- **Short exercise**: Scan the data below. Pull out each line where "that" occurs.

-------- Dataset content --------

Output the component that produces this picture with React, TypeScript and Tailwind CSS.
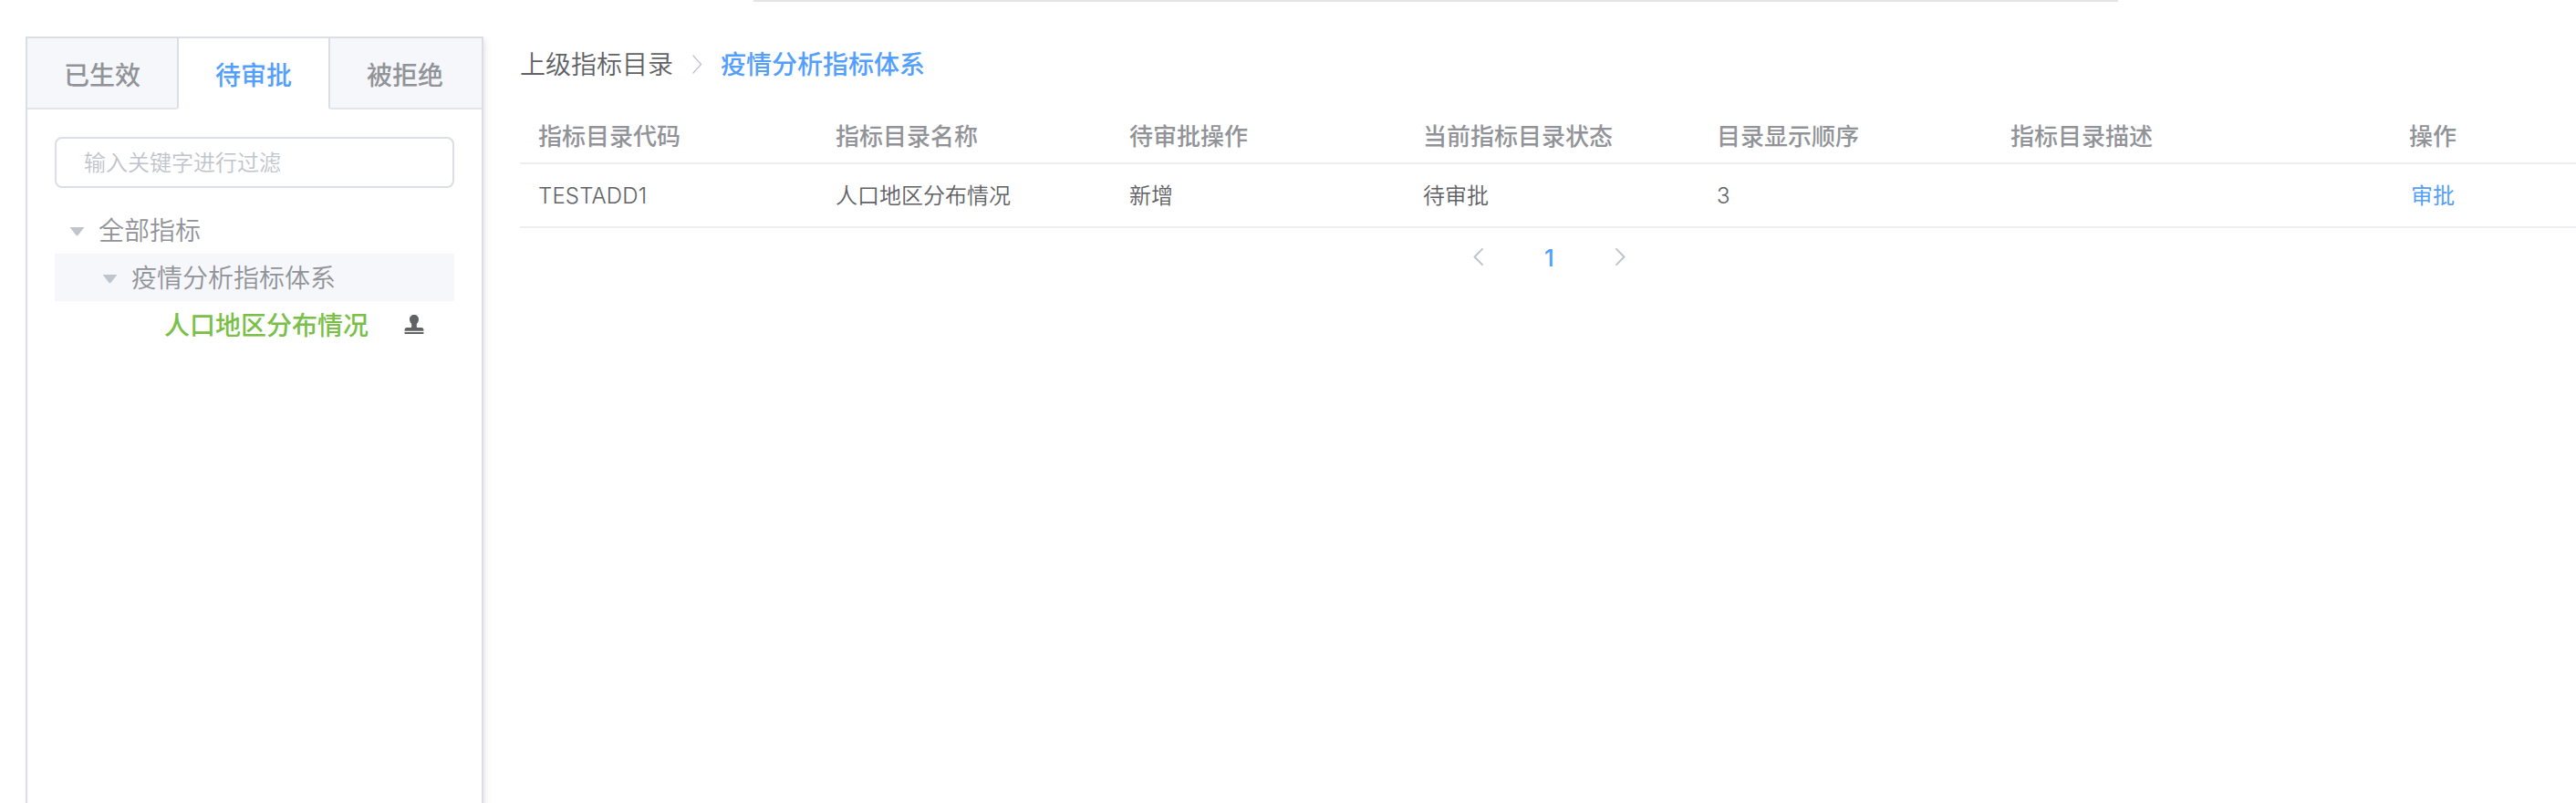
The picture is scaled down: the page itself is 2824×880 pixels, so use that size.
import type { ReactNode } from 'react';

const tabs = ['已生效', '待审批', '被拒绝'];

const columns = [
  '指标目录代码',
  '指标目录名称',
  '待审批操作',
  '当前指标目录状态',
  '目录显示顺序',
  '指标目录描述',
];

const row = ['TESTADD1', '人口地区分布情况', '新增', '待审批', '3', ''];

const gridColumns = 'grid grid-cols-[326px_322px_322px_322px_322px_322px_318px]';

function Caret() {
  return (
    <svg className="mt-[3px] h-[10px] w-[15px] shrink-0 fill-[#c0c4cc]" viewBox="0 0 15 10">
      <path d="M0 0h15v.6L8.200 9.300H6.800L0 .6z" />
    </svg>
  );
}

function Stamp() {
  return (
    <svg className="h-[22px] w-[22px] shrink-0 fill-[#606266]" viewBox="0 0 22 22">
      <path d="M11 0c2.900 0 5 2.100 5 4.900 0 2.100-1.100 3.500-1.700 4.400-.5.800-.5 1.400-.5 2.300v1.200c0 .8.4 1.200 1.200 1.200h4c1.500 0 2.500 1.100 2.500 3.200v.6H.5v-.6C.5 15.100 1.500 14 3 14h4c.8 0 1.200-.4 1.200-1.200v-1.200c0-.9 0-1.500-.5-2.300C7.100 8.400 6 7 6 4.900 6 2.100 8.100 0 11 0z" />
      <path d="M.5 19h21v1.200c0 .6-.3.800-.8.800H1.300c-.5 0-.8-.2-.8-.8z" />
    </svg>
  );
}

function Chevron({ className, left }: { className: string; left?: boolean }) {
  return (
    <svg className={className} viewBox="0 0 11 20" fill="none" preserveAspectRatio="none">
      <path d={left ? 'M10 1 1.500 10 10 19' : 'M1 1l8.500 9L1 19'} stroke="currentColor" strokeLinecap="round" strokeLinejoin="round" />
    </svg>
  );
}

function TreeRow({ className, children }: { className: string; children: ReactNode }) {
  return <div className={`flex h-[52px] items-center text-[28px] leading-[50px] ${className}`}>{children}</div>;
}

function Sidebar() {
  return (
    <aside className="mt-10 ml-7 h-[900px] w-[502px] shrink-0 border-2 border-[#dcdee5] bg-white shadow-[0_4px_8px_rgba(0,0,0,0.12),0_0_12px_rgba(0,0,0,0.04)] [clip-path:inset(0_-20px_0_0)]">
      <div className="flex h-[78px] text-[28px] leading-[78px]">
        {tabs.map((tab, i) => (
          <div
            key={tab}
            className={
              i === 1
                ? 'w-[164px] pl-10 font-medium text-[#549ffd]'
                : i === 0
                  ? 'w-[166px] rounded-br-[3px] border-r-2 border-b-2 border-r-[#dcdee5] border-b-[#e3e5ec] bg-[#f5f7fb] pl-10 font-medium text-[#919398]'
                  : 'w-[168px] rounded-bl-[3px] border-b-2 border-l-2 border-l-[#dcdee5] border-b-[#e3e5ec] bg-[#f5f7fb] pl-10 font-medium text-[#919398]'
            }
          >
            {tab}
          </div>
        ))}
      </div>
      <div className="px-[30px] pt-[30px]">
        <input
          className="block h-14 w-full rounded-lg border-2 border-[#dcdee5] px-[30px] pb-1 text-[24px] font-[350] outline-none placeholder:text-[#c0c4cc]"
          placeholder="输入关键字进行过滤"
        />
        <div className="mt-5 font-[350] text-[#919398]">
          <TreeRow className="gap-4 pl-[17px]">
            <Caret />
            <span className="-mt-0.5">全部指标</span>
          </TreeRow>
          <TreeRow className="gap-4 bg-[#f5f7fb] pl-[53px]">
            <Caret />
            <span className="-mt-0.5">疫情分析指标体系</span>
          </TreeRow>
          <TreeRow className="gap-[39px] pl-[120px]">
            <span className="-mt-0.5 font-medium text-[#79bf48]">人口地区分布情况</span>
            <Stamp />
          </TreeRow>
        </div>
      </div>
    </aside>
  );
}

function Main() {
  return (
    <main className="ml-10 w-[2254px] shrink-0">
      <div className="ml-64 h-[2px] w-[1496px] bg-[#e4e4e4]" />
      <nav className="mt-12 flex h-10 items-center text-[28px] leading-10">
        <span className="-mt-0.5 font-[350] text-[#606266]">上级指标目录</span>
        <Chevron className="mr-5 ml-[21px] h-[21px] w-[11px] stroke-[1.4] text-[#c0c4cc]" />
        <span className="-mt-0.5 font-medium text-[#549ffd]">疫情分析指标体系</span>
      </nav>
      <div className={`${gridColumns} mt-[28px] h-[62px] border-b-2 border-[#edeef4] text-[26px] leading-[60px] font-medium text-[#919398]`}>
        {columns.map((c) => (
          <div key={c} className="pl-5 whitespace-nowrap">{c}</div>
        ))}
        <div className="pl-[135px]">操作</div>
      </div>
      <div className={`${gridColumns} h-[70px] border-b-2 border-[#edeef4] text-[24px] leading-[65px] font-[350] text-[#606266]`}>
        {row.map((c, i) => (
          <div key={i} className="pl-5 whitespace-nowrap">
            {i === 0 || i === 4 ? <span className="font-['Inter'] font-[350] tracking-[0.15px]">{c}</span> : c}
          </div>
        ))}
        <div className="pl-[137px] font-normal text-[#549ffd]">审批</div>
      </div>
      <div className="ml-[1045px] flex h-[62px] w-[167px] items-center justify-between">
        <Chevron left className="h-[19px] w-[11px] stroke-2 text-[#c0c4cc]" />
        <span className="mt-1 font-['Inter'] text-[26px] leading-[30px] font-medium text-[#549ffd]">1</span>
        <Chevron className="h-[19px] w-[11px] stroke-2 text-[#c0c4cc]" />
      </div>
    </main>
  );
}

export default function App() {
  return (
    <div className="flex h-[880px] w-[2824px] overflow-hidden bg-white font-['Noto_Sans_CJK_SC',sans-serif]">
      <Sidebar />
      <Main />
    </div>
  );
}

--------

- **Response to the exercise**:
Output the component that produces this picture with React, TypeScript and Tailwind CSS.
The picture is scaled down: the page itself is 2824×880 pixels, so use that size.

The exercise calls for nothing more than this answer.